The estimate doesn't have to be too precise though. At long as you pay at least 90% of what you owe this year or 100% of what you owed last year (whichever is smaller), you'll be fine. Any less than that and you'll be hit with an underpayment penalty.
It's better to owe money rather than get a refund, as long as you pay enough to avoid the underpayment penalty.
I get that it's ideal to owe, but I would rather a refund of a couple hundred dollars than owe a couple thousand. Part of the issue is inconsistent income, though. If it was just a single flat salary for the entire year that should be simple, but when you add in variable pay rates and shift differentials and shift bonuses it all gets messed up.
I totally understand. I hate owing a lot too, but sometimes I get the estimations wrong. I've got a fixed yearly salary, but a big portion of my pay is stock (RSUs) so the tax I owe varies based on when I sell the stock.
I hadn't. I've also withheld to much and got a warning letter from the IRS. It's at a point now where things have been optional for the last few years. But with the new tax changes Trump is bringing in, I expect I'll go from getting a small refund to owing a bit next year.
When I was in China as a kid I never saw any visible form of "taxes". I also never heard of any income taxes. I have no idea how the tax thing works, but I'm assuming they just tax the corporations, which solves both the sales tax and the income tax at once.
(Guangzhou, PRC. Other cities might work differently I have no idea tho)
That's how it is here in France. It is calculated according to the previous year income, so if you get a raise you'll have to pay a little bit more at the end the following fiscal year, but that's often very little. Last time I got a 2500€ yearly raise, I had to align something like... 100€ 😆.

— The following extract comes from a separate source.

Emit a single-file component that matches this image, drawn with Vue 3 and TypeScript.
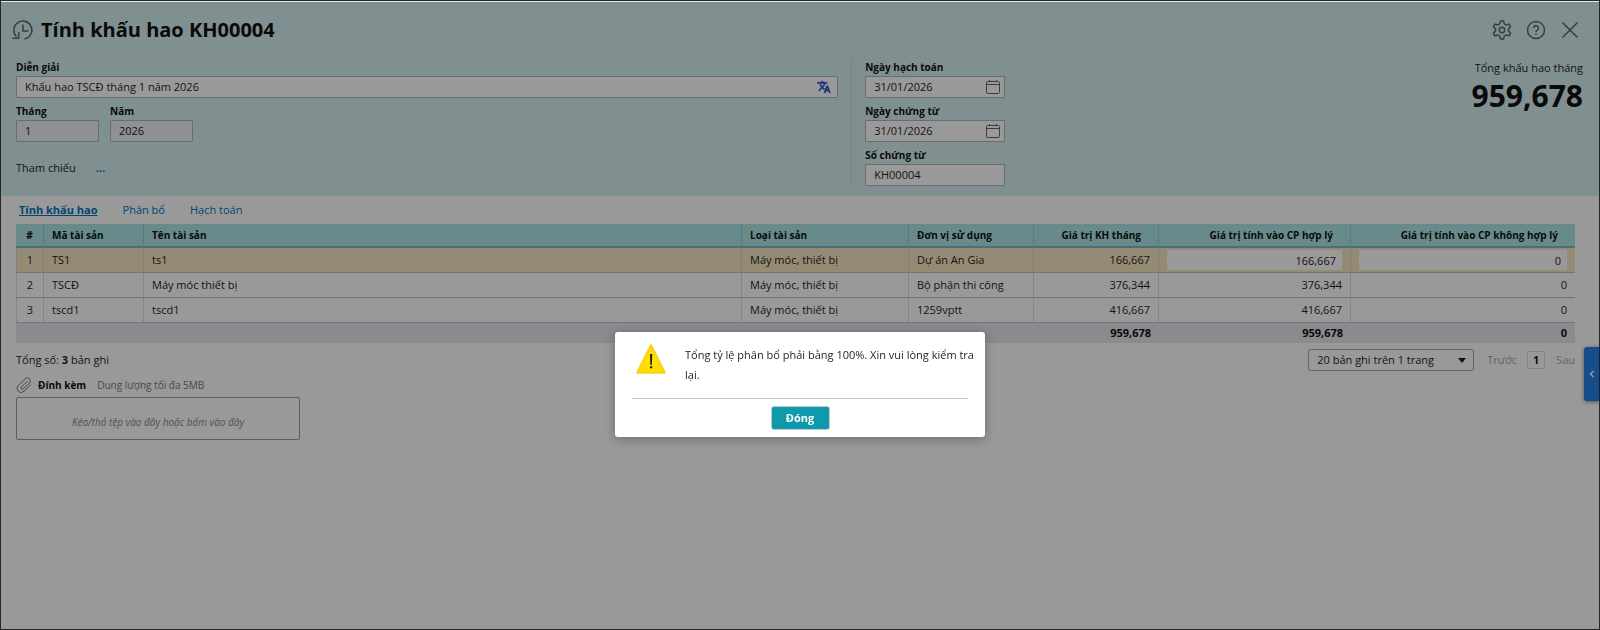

I'm in Germany and my employer kind of knows how much they pay me. So they can easily calculate the income tax correctly. It's just assumed that each month's salary is 1/12th of my yearly income and taxed appropriately.
You can literally live your entire life without "doing taxes" even once (though it's a good idea for your individual deductions).
It's the same in the UK - employer deducts the tax and National Insurance (which pays for health care, state pension etc), and most of the time it's correct.
This year I had to do my own tax calculation because of an inheritance, and it was such a pain! But I got some guidance from the HMRC phone line and filed the return online. It turned out I owed a lot less than I'd thought.
We are taxed on more than just wages. Additionally, the way tax law is structured here, because of S-corporations and partnerships (structures which own/run companies), these both flow through activity to the individual tax payer which is then taxed at that level.
If it's just wages, lots of Americans work 2, 3, or even more jobs (not just during the year, but at once). Our tax rate tables are set up so you calculate them based on you having one job, so when we start a job it's calculating it at only that one income.
Even in Germany you typically get a little money back if you do your taxes as a regular employee. Though that's far, far better than owing the state money at the of the year.
Might be because of tax brackets and not knowing ahead of time if you're getting a raise. E.g. maybe you are the top of some bracket for most of the year, and youre on track for not surpassing it by the end of the year. Then you get a raise near the end and it bumps you over.
Should they take a huge amount off your last couple payslips? Or just let you pay it in taxes later?
Might be better for some people to pay via taxes instead of automatically losing the money for that month.
That's a solved problem, though (and I described it in my comment). If you always assume the current month's payment is 1/12th of your yearly salary, you already pay according to the tax bracket relevant to you. You might overpay a bit, but most people don't double their income within a year, so the refund is typically not that much.
I agree that the employer part should be more automatic, but don't forget it may not the the only income. You can have properties, you can have share and dividends. All that do not happen all at the same time, so it is far easier to calculate on an earlier snapshot than continuously recalculate every time something changes.
Taxes are taken from the payslip, but there's a bunch of other things that can affect your income taxes. For example, you need to pay income tax on bank interest and capital gains tax on investments you sold during the year. There's also a bunch of deductions that reduce your taxable income - for example, if you have a mortgage, you can deduct some of the interest.
Of course, the IRS should already know most of this stuff, so I'm not sure why they make us tell them again.